Lorenzo Silva cambia de asunto
pero no de estilo. En esta ocasión, la novela se desarrolla en dos momentos muy
definidos, alejados en el tiempo en aproximadamente veinte años. Por un lado,
la inmersión de un joven dolido y desarraigado en el entramado de la lucha
contra la violencia terrorista, pero la lucha ilegal, la que tortura y mata
exactamente igual que sus víctimas, protegidos por la Compañía, escisión de las
fuerzas de seguridad del Estado que operan por su cuenta, dirigidos por no se
sabe bien quién.
Púa es el apodo que,
dentro de la organización, tiene el protagonista. Su compañero de fatigas es
Mazo, quien será el responsable de que, veinte años después y desactivado por
completo, Púa vuelva a resurgir para proteger precisamente a la hija de Mazo,
quien tiene malas compañías y ha empezado a prostituirse.

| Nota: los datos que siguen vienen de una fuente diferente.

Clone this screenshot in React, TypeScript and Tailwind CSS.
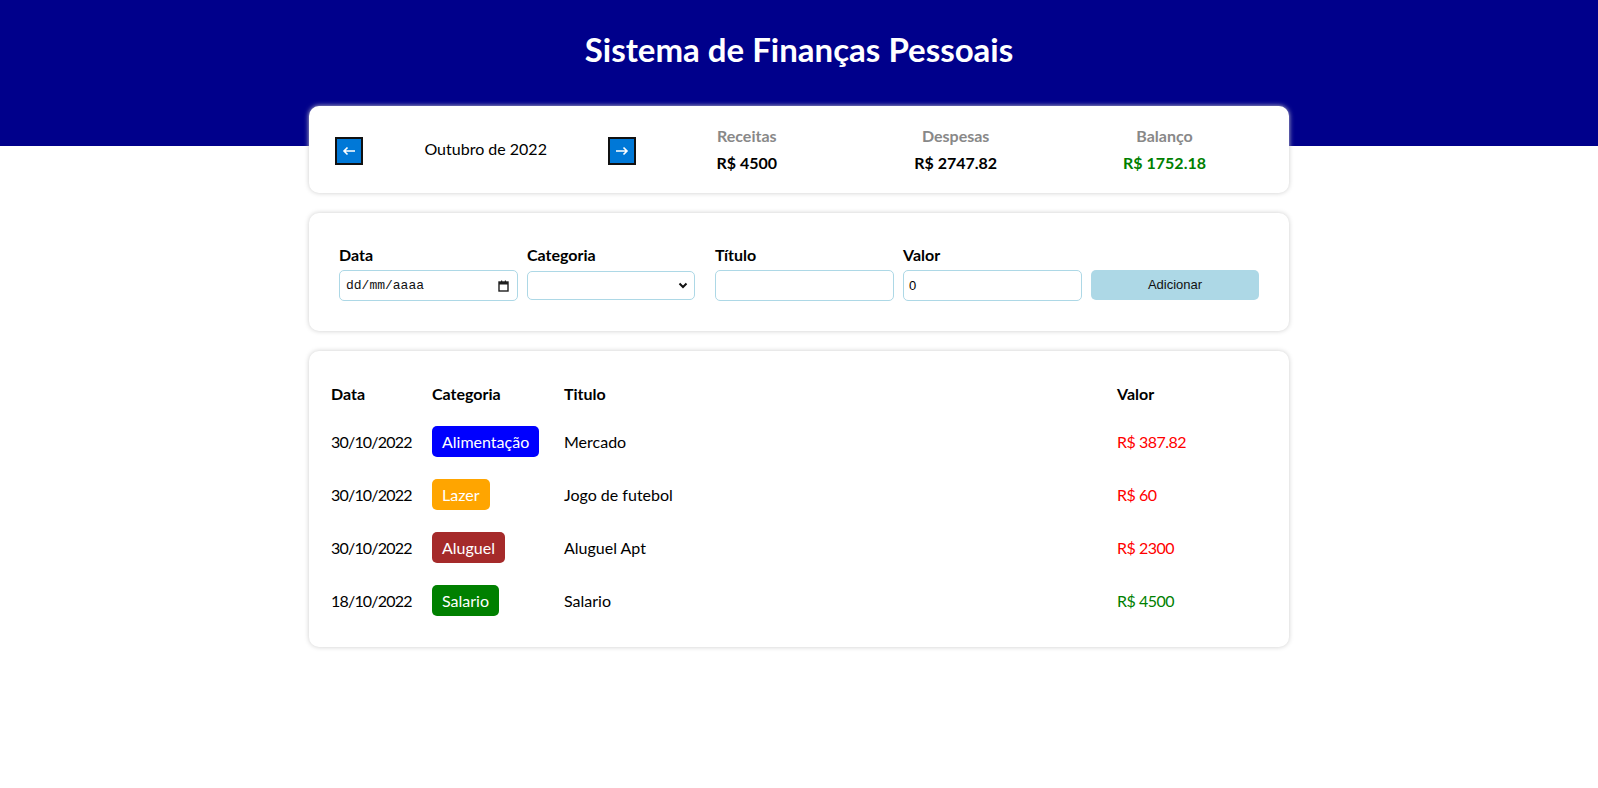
import React from 'react';

interface Item {
  date: string;
  category: string;
  color: string;
  title: string;
  value: string;
  expense: boolean;
}

const items: Item[] = [
  { date: '30/10/2022', category: 'Alimentação', color: 'bg-[#0000ff]', title: 'Mercado', value: 'R$ 387.82', expense: true },
  { date: '30/10/2022', category: 'Lazer', color: 'bg-[#ffa500]', title: 'Jogo de futebol', value: 'R$ 60', expense: true },
  { date: '30/10/2022', category: 'Aluguel', color: 'bg-[#a52a2a]', title: 'Aluguel Apt', value: 'R$ 2300', expense: true },
  { date: '18/10/2022', category: 'Salario', color: 'bg-[#008000]', title: 'Salario', value: 'R$ 4500', expense: false },
];

const CalendarIcon = () => (
  <svg width="11" height="12" viewBox="0 0 11 12" className="shrink-0">
    <rect x="1" y="2" width="9" height="9" fill="none" stroke="#1f1f1f" strokeWidth="1.4" />
    <rect x="1" y="2" width="9" height="2.5" fill="#1f1f1f" />
    <rect x="3" y="0.5" width="1.2" height="2" fill="#1f1f1f" />
    <rect x="6.8" y="0.5" width="1.2" height="2" fill="#1f1f1f" />
  </svg>
);

const Chevron = () => (
  <svg width="10" height="7" viewBox="0 0 10 7" className="shrink-0">
    <path d="M1.5 1.5 L5 5 L8.5 1.5" fill="none" stroke="#111" strokeWidth="2" />
  </svg>
);

function ArrowButton({ dir }: { dir: 'left' | 'right' }) {
  return (
    <button className="w-[28px] h-[28px] mt-[3px] bg-[#0078d7] border-2 border-[#111] flex items-center justify-center">
      <svg width="14" height="10" viewBox="0 0 14 10">
        {dir === 'left' ? (
          <path d="M13 5 H2 M5.5 1.5 L2 5 L5.5 8.5" fill="none" stroke="white" strokeWidth="1.6" />
        ) : (
          <path d="M1 5 H12 M8.5 1.5 L12 5 L8.5 8.5" fill="none" stroke="white" strokeWidth="1.6" />
        )}
      </svg>
    </button>
  );
}

function InfoItem({ label, value, color }: { label: string; value: string; color: string }) {
  return (
    <div className="flex-1 flex flex-col items-center">
      <div className="font-bold text-[16px] leading-[19px] text-[#888888] mb-[8px]">{label}</div>
      <div className={`font-bold text-[16px] leading-[19px] ${color}`}>{value}</div>
    </div>
  );
}

export default function App() {
  return (
    <div className="min-h-screen bg-white font-['Lato',sans-serif] text-black">
      {/* Header */}
      <div className="h-[146px] bg-[#00008b] pt-[29px]">
        <h1 className="text-center text-white font-bold text-[33px] leading-[40px]">Sistema de Finanças Pessoais</h1>
      </div>

      <div className="w-[980px] mx-auto -mt-[40px] flex flex-col gap-[20px]">
        {/* Resumo */}
        <div className="bg-white rounded-[10px] shadow-[0_0_5px_#cccccc] px-[20px] pt-[20px] pb-[21px] flex items-center">
          <div className="flex-1">
            <div className="flex items-center justify-between px-[6px]">
              <ArrowButton dir="left" />
              <div className="text-[16px]">Outubro de 2022</div>
              <ArrowButton dir="right" />
            </div>
          </div>
          <div className="flex-[2] flex">
            <InfoItem label="Receitas" value="R$ 4500" color="text-black" />
            <InfoItem label="Despesas" value="R$ 2747.82" color="text-black" />
            <InfoItem label="Balanço" value="R$ 1752.18" color="text-[#008000]" />
          </div>
        </div>

        {/* Formulário */}
        <div className="bg-white rounded-[10px] shadow-[0_0_5px_#cccccc] pl-[30px] pt-[32px] pb-[30px] flex items-end">
          <label className="w-[179px] mr-[9px] flex flex-col">
            <span className="font-bold text-[16px] leading-[19px] mb-[6px]">Data</span>
            <div className="h-[31px] border border-[#add8e6] rounded-[5px] flex items-center justify-between pl-[6px] pr-[8px]">
              <span className="font-['Liberation_Mono',monospace] text-[13px] text-[#111]">dd/mm/aaaa</span>
              <CalendarIcon />
            </div>
          </label>
          <label className="w-[168px] mr-[20px] mb-[1px] flex flex-col">
            <span className="font-bold text-[16px] leading-[19px] mb-[7px]">Categoria</span>
            <div className="h-[29px] border border-[#add8e6] rounded-[5px] flex items-center justify-end pr-[6px]">
              <Chevron />
            </div>
          </label>
          <label className="w-[179px] mr-[9px] flex flex-col">
            <span className="font-bold text-[16px] leading-[19px] mb-[6px]">Título</span>
            <input type="text" className="h-[31px] border border-[#add8e6] rounded-[5px] px-[5px] text-[13px] font-['Liberation_Sans',sans-serif] outline-none" />
          </label>
          <label className="w-[179px] mr-[9px] flex flex-col">
            <span className="font-bold text-[16px] leading-[19px] mb-[6px]">Valor</span>
            <input type="text" defaultValue="0" className="h-[31px] border border-[#add8e6] rounded-[5px] px-[5px] text-[13px] font-['Liberation_Sans',sans-serif] outline-none" />
          </label>
          <button className="w-[168px] h-[30px] mb-[1px] bg-[#add8e6] rounded-[5px] text-[13px] font-['Liberation_Sans',sans-serif] text-[#111]">
            Adicionar
          </button>
        </div>

        {/* Tabela */}
        <div className="bg-white rounded-[10px] shadow-[0_0_5px_#cccccc] pl-[22px] pr-[20px] pt-[21px] pb-[20px]">
          <div className="grid grid-cols-[101px_132px_1fr_152px] items-center h-[43px] font-bold text-[16px]">
            <div>Data</div>
            <div>Categoria</div>
            <div>Titulo</div>
            <div>Valor</div>
          </div>
          {items.map((item, i) => (
            <div key={i} className="grid grid-cols-[101px_132px_1fr_152px] items-center h-[53px] text-[16px]">
              <div className="tracking-[-0.8px]">{item.date}</div>
              <div>
                <span className={`inline-block ${item.color} text-white px-[10px] py-[5px] leading-[21px] rounded-[5px]`}>
                  {item.category}
                </span>
              </div>
              <div>{item.title}</div>
              <div className={`tracking-[-0.5px] ${item.expense ? 'text-[#ff0000]' : 'text-[#008000]'}`}>{item.value}</div>
            </div>
          ))}
        </div>
      </div>
    </div>
  );
}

Saltando capítulo a capítulo
al pasado o a la época actual, Silva hace un retrato magistral del carácter de
un hombre roto, un hombre que pudo haber sido una persona normal si las circunstancias
hubiesen sido otras. A la vez que mantiene la intriga con los sucesos que se
van desarrollando a toda máquina en la época actual.